When coming up with a master plan, Jason visited communities designed by the urbanist firm Duany Plater-Zyberk & Company. Through DPZ, he became acquainted with the Tampa-based architectural and interior design firm, Chancey Design Partnership. “Andres Martin Duany is the father of New Urbanism,” Jason says. “We liked that master-plan intent and adopted it for Albany, and Walton and Sandra Chancey have designed some great homes within DPZ’s communities.”

With an appreciation for beautiful accoutrements, a love for indoor and outdoor spaces that flow, and a large lot in an Albany neighborhood of courtyard homes, the couple was ready to build. “I wanted our house to be charming with a little bit of ‘beach glam,’” Sara says.

“The Callenders had their hearts set on a traditional Bahamian feel with British Colonial imagery,” Walton says. “But in today’s world, British Colonial needs to be opened up.” Instead of distinctly defined social spaces inside and out, columns and beams separate the main living areas, but allow them to be open to each other. “This type of home is conducive to the couple’s hospitable lifestyle with nonstop guests,” says Cameron Hughes, the Chancey Design Partnership architect who oversaw the Callender project.
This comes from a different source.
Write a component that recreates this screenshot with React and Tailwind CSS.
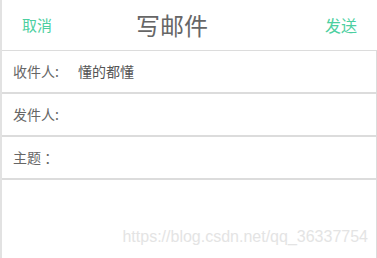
import React from "react";

const font = { fontFamily: '"Noto Sans CJK SC", "Noto Sans", sans-serif' };

function Row({ label, value }) {
  return (
    <div className="flex items-center h-[43px] border-t border-b border-r border-[#dcdcdc] text-[14px] text-[#666]">
      <span className="pl-[11px] w-[76px] shrink-0">{label}</span>
      <span className="text-[#555]">{value}</span>
    </div>
  );
}

export default function App() {
  return (
    <div className="w-[377px] h-[258px] bg-white border-l-2 border-[#e2e2e2] overflow-hidden" style={font}>
      <header className="flex items-center h-[50px]">
        <button className="ml-[20px] text-[15px] text-[#4ccfa0]">取消</button>
        <h1 className="ml-[84px] text-[24px] text-[#666] leading-none">写邮件</h1>
        <button className="ml-auto mr-[20px] text-[16px] text-[#4ccfa0]">发送</button>
      </header>
      <form className="flex flex-col">
        <Row label="收件人:" value="懂的都懂" />
        <Row label="发件人:" value="" />
        <Row label="主题 ：" value="" />
        <div className="relative h-[80px] border-t border-r border-[#dcdcdc]">
          <span
            className="absolute right-[8px] top-[45px] text-[16px] text-[#e4e4e4]"
            style={{ fontFamily: '"Liberation Sans", Arial, sans-serif' }}
          >
            https://blog.csdn.net/qq_36337754
          </span>
        </div>
      </form>
    </div>
  );
}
Step through louvered doors into the courtyard, where pretty terraced gardens with palms, an infinity pool with a hot tub and sun shelf, and patios with a dramatic fire feature and contemporary fountain all add up to an enticing sensory feast. Embracing the gardens, guest bungalows anchor the courtyard corners to create a spa-like retreat with areas for lounging, sunning and chatting. And just beyond, a pedestrian path leads to the beach.

Inside, the main house is a breath of fresh air with its crisp white palette studded with touches of blue. “We wanted to carry through the traditional feel with paneling, wainscoting and molding,” Sandra says. “It’s a beautiful architectural envelope that offers the perfect backdrop for the couple’s art and furnishings.” While the living and dining areas flow together, the bar is situated around the corner in an intimate setting. “Because they often entertain, Jason wanted a dedicated wine room and bar area,” Cameron says. “You have to walk though the bar to get to the wine room, where a brick accent wall displays Jason’s prized bottles of spirits set within its niches.
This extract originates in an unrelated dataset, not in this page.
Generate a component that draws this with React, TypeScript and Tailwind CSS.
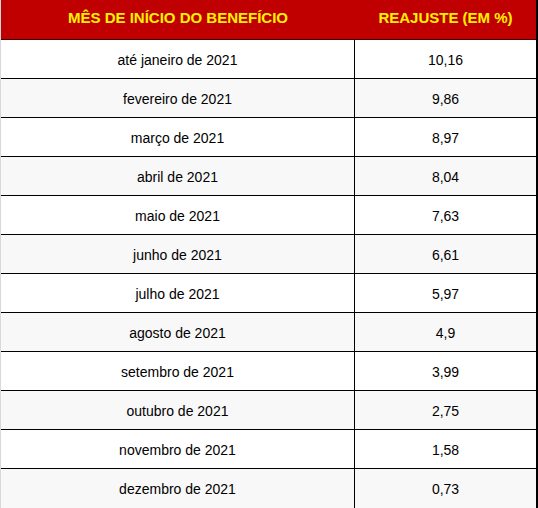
const rows: [string, string][] = [
  ['até janeiro de 2021', '10,16'],
  ['fevereiro de 2021', '9,86'],
  ['março de 2021', '8,97'],
  ['abril de 2021', '8,04'],
  ['maio de 2021', '7,63'],
  ['junho de 2021', '6,61'],
  ['julho de 2021', '5,97'],
  ['agosto de 2021', '4,9'],
  ['setembro de 2021', '3,99'],
  ['outubro de 2021', '2,75'],
  ['novembro de 2021', '1,58'],
  ['dezembro de 2021', '0,73'],
];

export default function App() {
  return (
    <div className="w-[538px] h-[508px] bg-white font-['Liberation_Sans',Arial,sans-serif] text-[14px] text-black">
      <div className="border-l border-l-[#d8d8d8] border-r-2 border-r-black border-b-2 border-b-black">
        {/* header */}
        <div className="flex h-[40px] bg-[#c00000] border-b border-b-[#400000] font-bold text-[15px] text-[#fff200]">
          <div className="w-[354px] flex items-center justify-center pb-[2px]">MÊS DE INÍCIO DO BENEFÍCIO</div>
          <div className="flex-1 flex items-center justify-center pb-[2px]">REAJUSTE (EM %)</div>
        </div>

        {rows.map(([mes, valor], i) => (
          <div
            key={mes}
            className={`flex h-[39px] ${i < rows.length - 1 ? 'border-b border-b-black' : ''} ${i % 2 === 1 ? 'bg-[#f8f8f8]' : 'bg-white'}`}
          >
            <div className="w-[354px] border-r border-r-black flex items-center justify-center pt-[2px]">{mes}</div>
            <div className="flex-1 flex items-center justify-center pt-[2px]">{valor}</div>
          </div>
        ))}
      </div>
    </div>
  );
}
Spacious and inviting, the kitchen beckons family and friends to gather around the oversized island fitted to accommodate small social groupings. Black granite countertops contrast with white cabinetry, while sparkling stainless steel accents and a mirrored backsplash enhance the setting.

But while the house is guest-minded, it also has serene and private spaces. “In the master bedroom, you walk in and see the pool area, so we created a foyer with a paneled wall behind the bed,” Sandra says. The master baths each have a distinct feel. Jason’s sports a darker mahogany, while Sara’s bath is all fresh white with a patterned-concrete flooring and Calacatta marble countertops. “This is Sara’s dream bathroom,” Sandra says. “She wanted a freestanding center tub that looks out over the courtyard.”

And a last word about the courtyard, everything circles back to Jason and Sara hosting many events and gatherings. “When designing a courtyard like this, you want smaller social spaces with seating areas to facilitate that,” Cameron says. Here, an arbor overhead shapes an outdoor area that exudes the feeling of an intimate space for guests to carry on conversations. When all is said and done, the “Conch Shack” is a self-contained paradise on an island paradise … not even James Bond or Inspector Gadget could ask for more.